1857, American English, a Midwestern word for 'to talk aimlessly and boastingly; to indulge in 'high falutin',' according to Farmer (1890), who seems to have been the only British lexicographer to notice it. He says it was based on blow (v.1) on the model of deviate, etc.

It seems to have been felt as outdated slang already by late 19c. ('It was a pleasure for him to hear the Doctor talk, or, as it was inelegantly expressed in the phrase of the period, 'bloviate' ....' ['Overland Monthly,' San Francisco, 1872, describing a scene from 1860]), but it enjoyed a revival early 1920s during the presidency of Warren G Harding, who wrote a notoriously ornate and incomprehensible prose (e e cummings eulogized him as 'The only man, woman or child who wrote a simple declarative sentence with seven grammatical errors') at which time the word took on its connection with political speech; it faded again thereafter, but, with its derivative, bloviation, it enjoyed a revival in the 2000 U.S. election season that continued through the era of blogging. (Online Etymology Dictionary)

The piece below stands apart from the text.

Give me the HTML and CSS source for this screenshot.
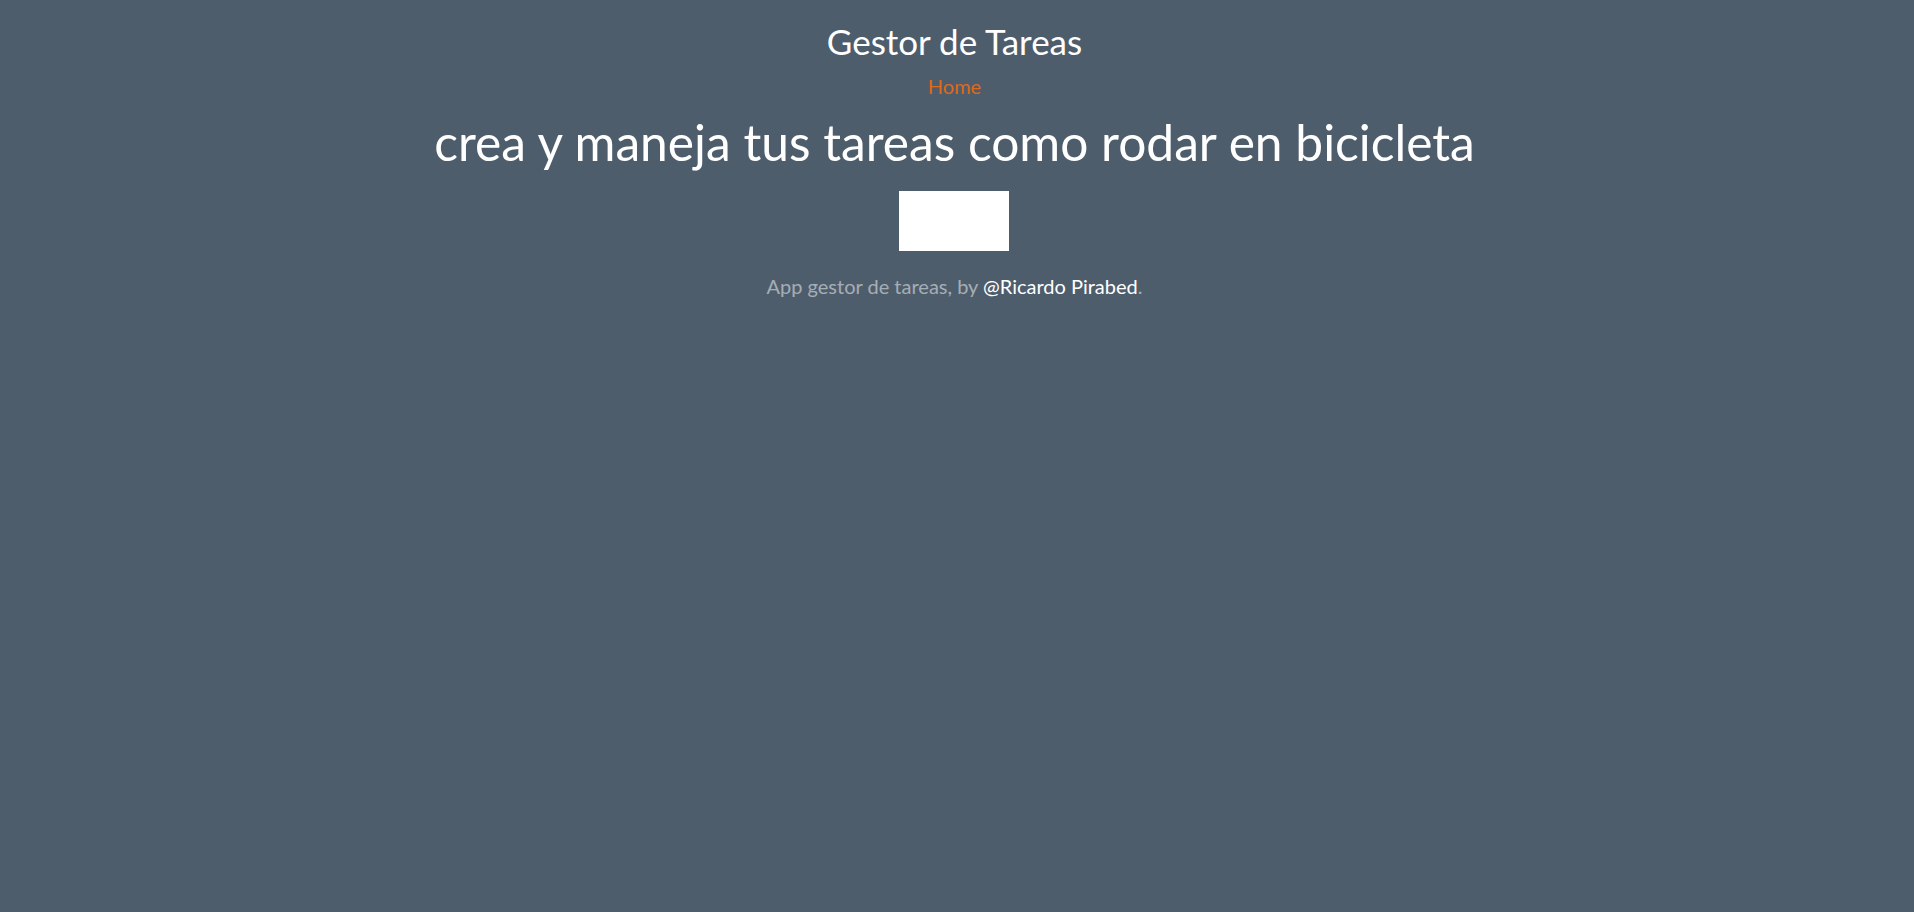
FILE: index.html
```html
<!DOCTYPE html>
<html lang="es">
<head>
<meta charset="utf-8">
<title>Gestor de Tareas</title>
<link rel="stylesheet" href="styles.css">
</head>
<body>
<div class="cover">
  <header class="masthead">
    <h3 class="brand">Gestor de Tareas</h3>
    <nav class="nav">
      <a class="nav-link active" href="#">Home</a>
    </nav>
  </header>
  <main class="inner">
    <h1 class="cover-heading">crea y maneja tus tareas como rodar en bicicleta</h1>
    <div class="picture"></div>
  </main>
  <footer class="mastfoot">
    <p>App gestor de tareas, by <a href="#">@Ricardo Pirabed</a>.</p>
  </footer>
</div>
</body>
</html>
```

FILE: styles.css
```css
html, body {
  margin: 0;
  padding: 0;
  height: 100%;
}
body {
  background: #4e5d6c;
  color: #ffffff;
  font-family: Lato, "Noto Sans", sans-serif;
  font-size: 15px;
}
.cover {
  display: flex;
  flex-direction: column;
  align-items: center;
  text-align: center;
  padding-right: 5px;
}
.masthead {
  display: flex;
  flex-direction: column;
  align-items: center;
}
.brand {
  margin: 20px 0 0;
  font-size: 35px;
  font-weight: 400;
  line-height: 42px;
}
.nav {
  margin-top: 9px;
  line-height: 30px;
}
.nav-link {
  color: #df691a;
  text-decoration: none;
  font-size: 20px;
}
.inner {
  display: flex;
  flex-direction: column;
  align-items: center;
}
.cover-heading {
  margin: 9px 0 0;
  font-size: 49.7px;
  font-weight: 400;
  line-height: 60px;
}
.picture {
  margin-top: 19px;
  width: 110px;
  height: 60px;
  background: #ffffff;
}
.mastfoot p {
  margin: 20px 0 0;
  color: rgba(255, 255, 255, 0.5);
  font-size: 20px;
  line-height: 30px;
}
.mastfoot a {
  color: #ffffff;
  text-decoration: none;
}
```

Warren G Harding is often linked to bloviate, but to him the word wasn't insulting; it simply meant 'to spend time idly.' Harding used the word often in that 'hanging around' sense, but during his tenure as the 29th US President (1921-23), he became associated with the 'verbose' sense of bloviate, perhaps because his speeches tended to the long-winded side. Although he is sometimes credited with having coined the word, it's more likely that Harding picked it up from local slang while hanging around with his boyhood buddies in Ohio in the late 1800s. The term probably derives from a combination of the word blow plus the suffix -ate. (Merriam-Webster)

Bloviate is not, however, a recent creation. It was apparently coined in the mid-nineteenth century and was found in slang dictionaries by the end of the nineteenth century. Some of the early examples still strike the modern ear as contemporary sounding; the Literary Digest in 1909 derided a proposal to create a state of Los Angeles, "which would rid California of a maximum of bluster and bloviation and a minimum of territory." Hmm, still sounds viable. But bloviate was chiefly popularized by President Warren G. Harding in the early 1920s, and current examples often mention him as the inspiration for the word.

The word bloviate is, of course, an Americanism. It is a pseudo-Latin alteration of blow, in its slang sense 'to boast', also the inspiration for the early-nineteenth-century blowhard. This type of word-formation - adding Latinate affixes to English words - was popular at the time; some of the words that still have some currency is [Sic] absquatulate [1] 'to run away; flee' from abscond and squat, and obfusticated, for 'confused; obfuscated.' (Words Worth)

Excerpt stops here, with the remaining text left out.